Down Payment Strategy for Boat Financing
A larger down payment improves approval odds and lowers total borrowing cost. It also reduces your risk if market resale values soften. For many buyers, a down payment in the 10% to 20% range is common, though lender requirements differ.
If you cannot increase down payment substantially today, use the extra payment input to model a hybrid strategy: close with a moderate down payment now, then accelerate principal later as cash flow allows. This can recover much of the interest advantage associated with a larger upfront payment.
Common Buyer Mistakes and How to Avoid Them
- Ignoring fees and taxes: These often add thousands to financed amount.
- Focusing only on monthly payment: Long terms can hide very high total interest.
- Underestimating annual costs: Storage and maintenance can be substantial.
- Using optimistic fuel assumptions: Estimate with conservative price and usage inputs.
- Skipping scenario analysis: One quote is not a financing strategy.
Checklist Before You Finance a Boat
- Obtain multiple lender quotes on the same term and amount financed.
- Verify all one-time purchase costs in writing.
- Run at least three loan scenarios in the calculator.
- Include all major recurring ownership costs.
- Stress-test your budget for periods of lower usage or unexpected repairs.
- Decide in advance whether you will make extra monthly principal payments.

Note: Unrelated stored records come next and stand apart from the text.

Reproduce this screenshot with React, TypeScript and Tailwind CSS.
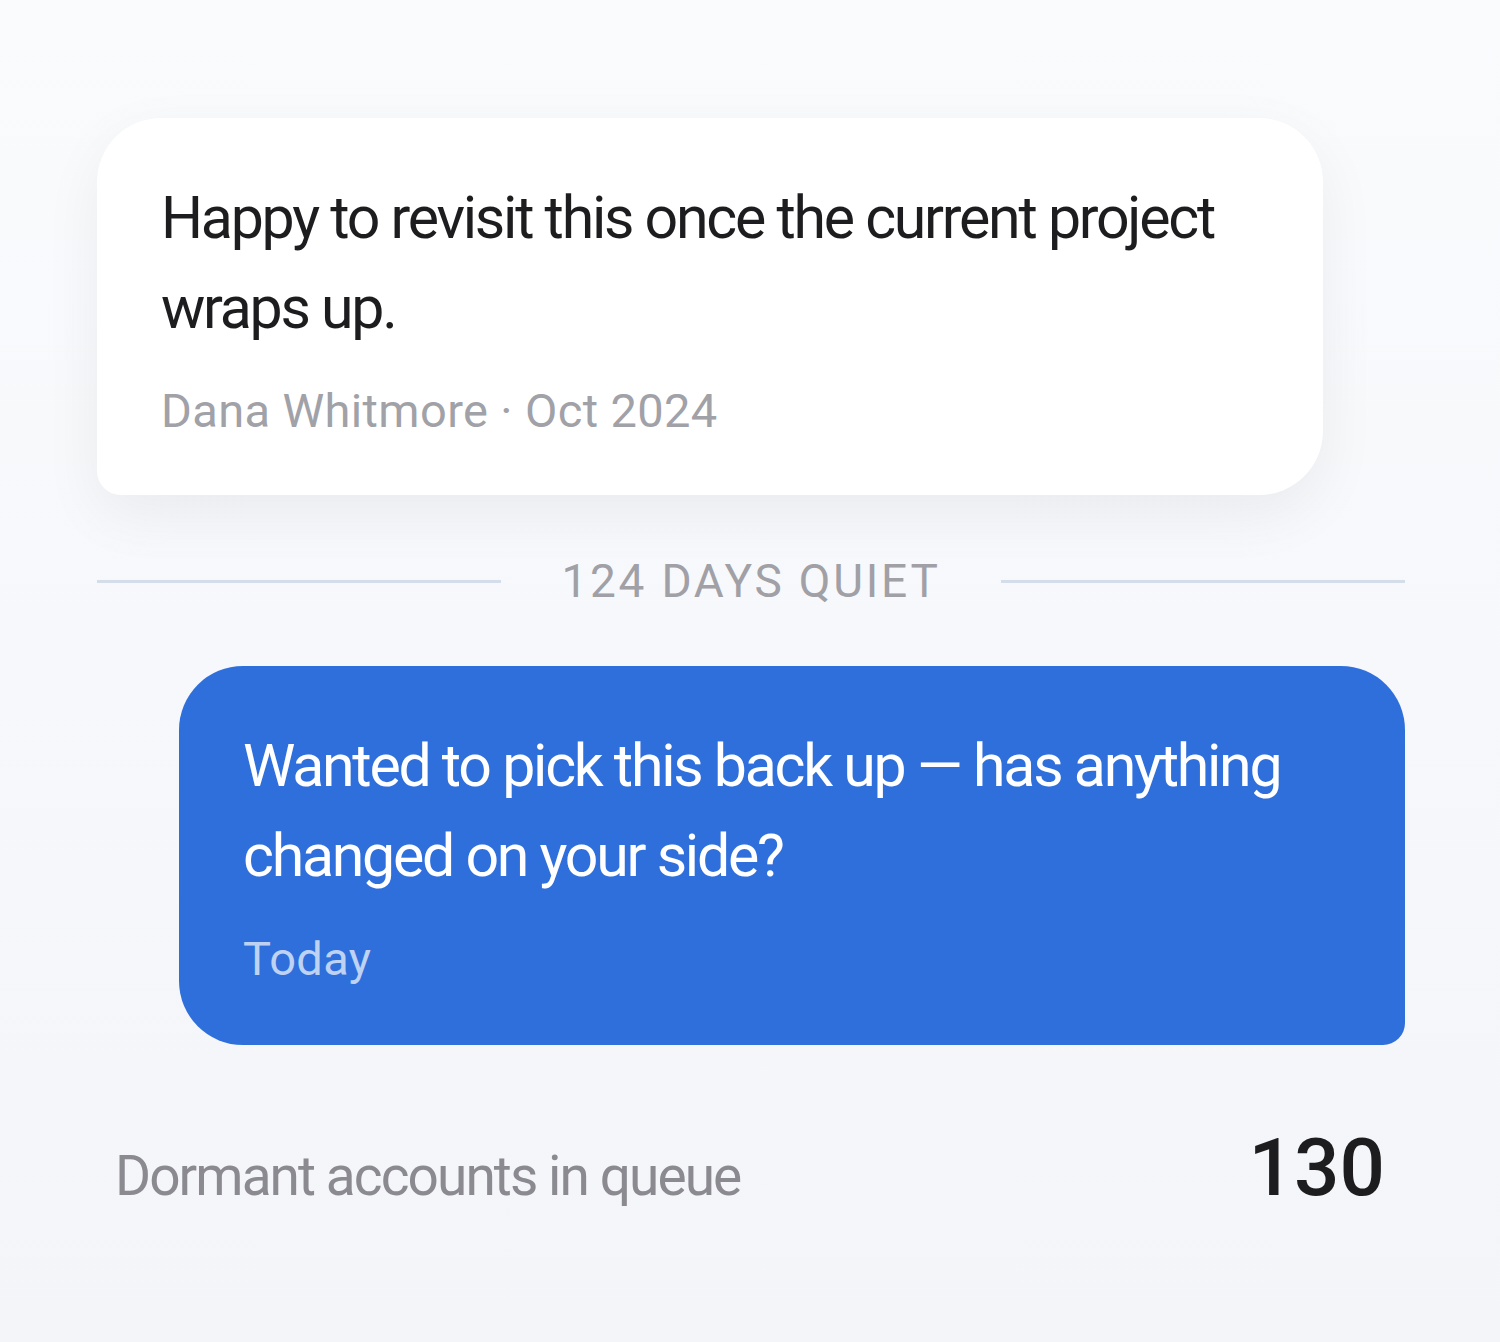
import React from 'react';

const Bubble = ({
  text,
  meta,
  mine,
}: {
  text: string;
  meta: string;
  mine?: boolean;
}) => (
  <div
    className={
      mine
        ? 'ml-[82px] w-[1226px] rounded-[64px] rounded-br-[22px] bg-[#2f6fdc] px-[64px] pt-[55px] pb-[54px]'
        : 'w-[1226px] rounded-[64px] rounded-bl-[24px] bg-white px-[64px] pt-[55px] pb-[52px] shadow-[0_20px_60px_rgba(15,23,42,0.06)]'
    }
  >
    <p
      className={
        'text-[59px] leading-[90px] tracking-[-0.038em] ' +
        (mine ? 'text-white' : 'text-[#1d1d1f]')
      }
    >
      {text}
    </p>
    <p
      className={
        'mt-[26px] text-[47px] leading-[64px] tracking-[0.008em] ' +
        (mine ? 'text-white/70' : 'text-[#a1a1a8]')
      }
    >
      {meta}
    </p>
  </div>
);

export default function App() {
  return (
    <div
      className="min-h-[1342px] bg-gradient-to-b from-[#fafbfd] to-[#f4f5f9] pt-[118px]"
      style={{ fontFamily: 'Roboto, "Noto Sans", sans-serif' }}
    >
      <div className="ml-[97px] w-[1308px]">
        <Bubble
          text="Happy to revisit this once the current project wraps up."
          meta="Dana Whitmore · Oct 2024"
        />

        <div className="mt-[63px] flex items-center gap-[60px]">
          <div className="h-[3px] flex-1 bg-[#d5dcea]" />
          <span className="text-[46px] leading-none tracking-[0.06em] text-[#a0a0a6]">
            124 DAYS QUIET
          </span>
          <div className="h-[3px] flex-1 bg-[#d5dcea]" />
        </div>

        <div className="mt-[62px]">
          <Bubble
            mine
            text="Wanted to pick this back up — has anything changed on your side?"
            meta="Today"
          />
        </div>

        <div className="mt-[83px] flex items-baseline justify-between pl-[18px] pr-[20px]">
          <span className="text-[55px] leading-none tracking-[-0.035em] text-[#8a8a90]">
            Dormant accounts in queue
          </span>
          <span className="text-[80px] leading-none font-medium text-[#1d1d1f]">130</span>
        </div>
      </div>
    </div>
  );
}
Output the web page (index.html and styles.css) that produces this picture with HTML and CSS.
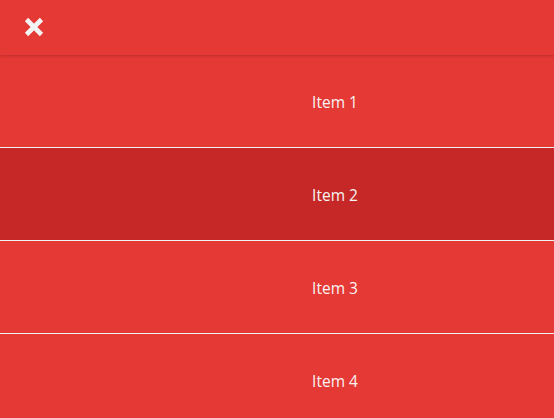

- Review insurance requirements and deductible implications before closing.
Bottom Line
A boats for sale boat loan calculator is not just a convenience tool. It is a financial control system. It helps you convert listing excitement into disciplined decision-making by showing how loan structure and ownership expenses interact over time. Use it early, update inputs with real quotes, and compare scenarios side by side. If you do that, you will shop with confidence, negotiate from a stronger position, and choose a boat that is enjoyable not only on the water, but also in your monthly budget.